Collins worked for Bryant for a year out of bodyguard school in Colorado, or, as he calls it, “glorified Secret Service training. They teach you how to shoot, how to fight, everything the President gets. Peace of mind from having someone who will jump in front of a bullet. They’re there for you. A good bodyguard takes care of you from top to bottom, opening doors and pointing out cracks so you don’t trip because there are always cameras around celebrities. You never want them to look dumb on your watch.

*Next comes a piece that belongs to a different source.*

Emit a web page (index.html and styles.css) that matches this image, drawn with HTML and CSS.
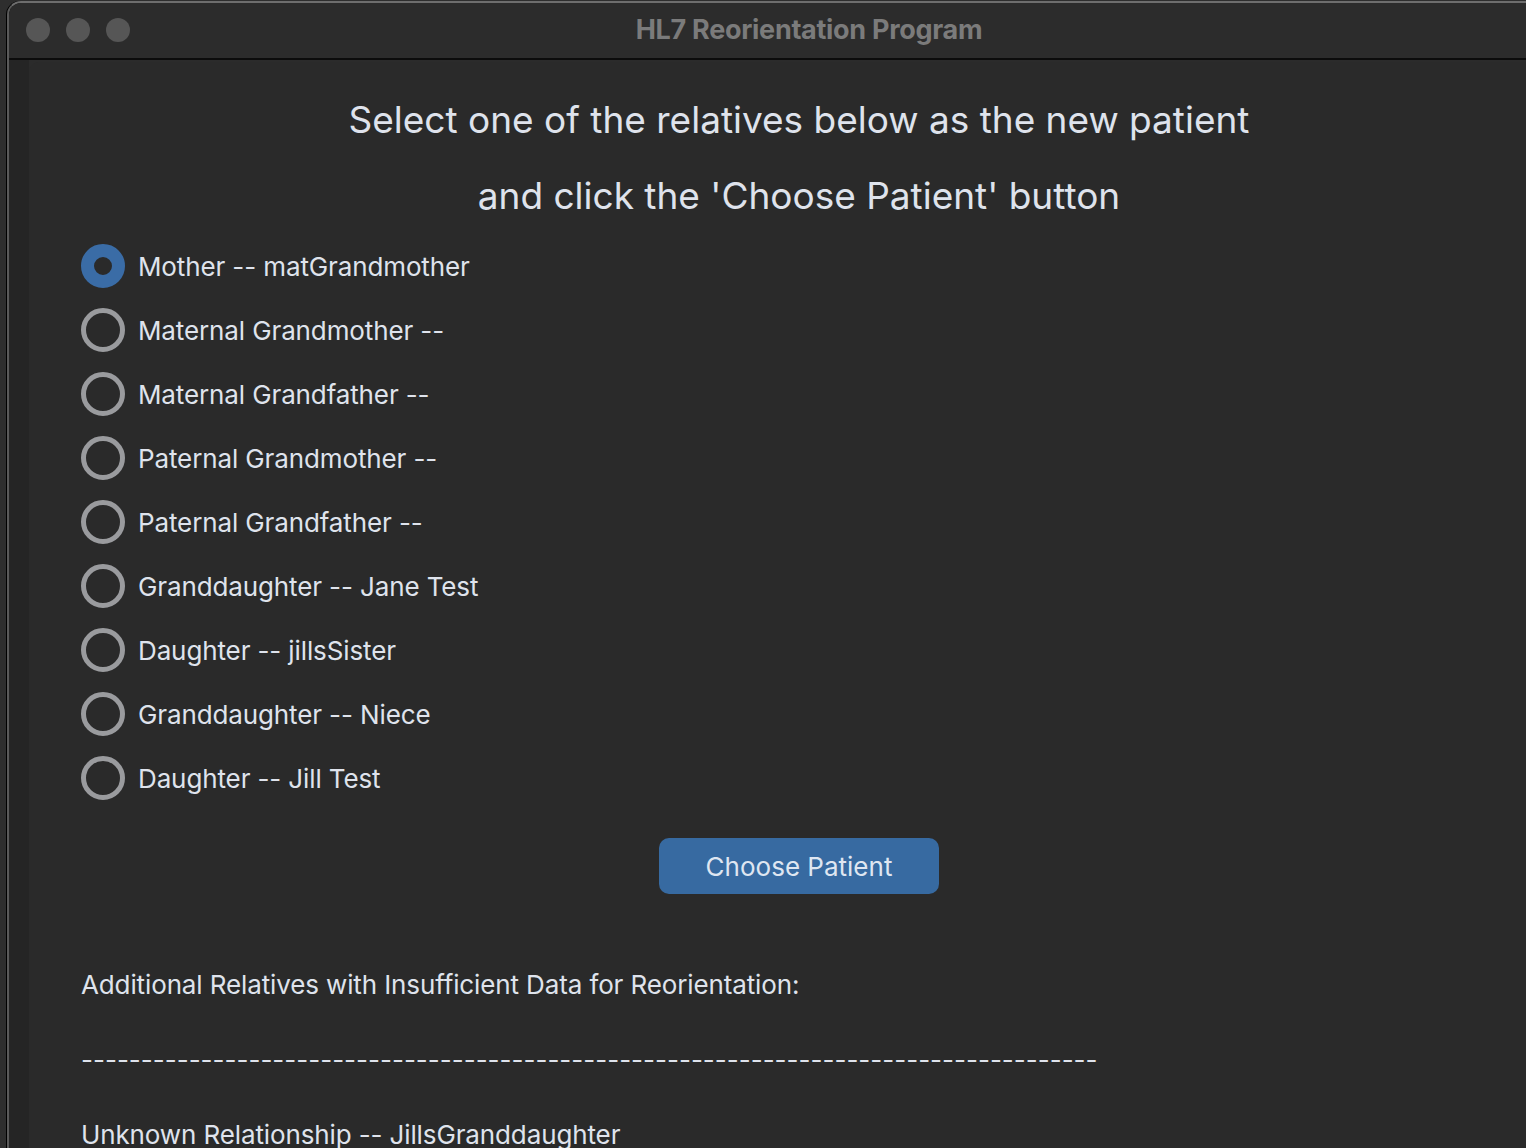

“Watching for little things makes it a nerve-wracking job. You think Kobe Bryant with four titles can walk out of his house and walk down the street in Los Angeles? Sometimes the second-best basketball player of all time (after the Bulls’ Michael Jordan) wants to be out with his family without doing autographs. You get to know him, but you don’t want to know him too well. I’m not there to talk or be your friend, I’m there with a purpose, working. There are fun parts, but it’s not a fun job, it’s stressful. Your head’s on a swivel 24 hours a day, thinking ahead because you don’t know what’s happening next. Prince is an awesome person, you just don’t talk to him. He has a guy you go through to talk to him since he became a Jehovah’s Witness. They wheel him to the stage in a box so you don’t see him coming. I never talked to Prince.”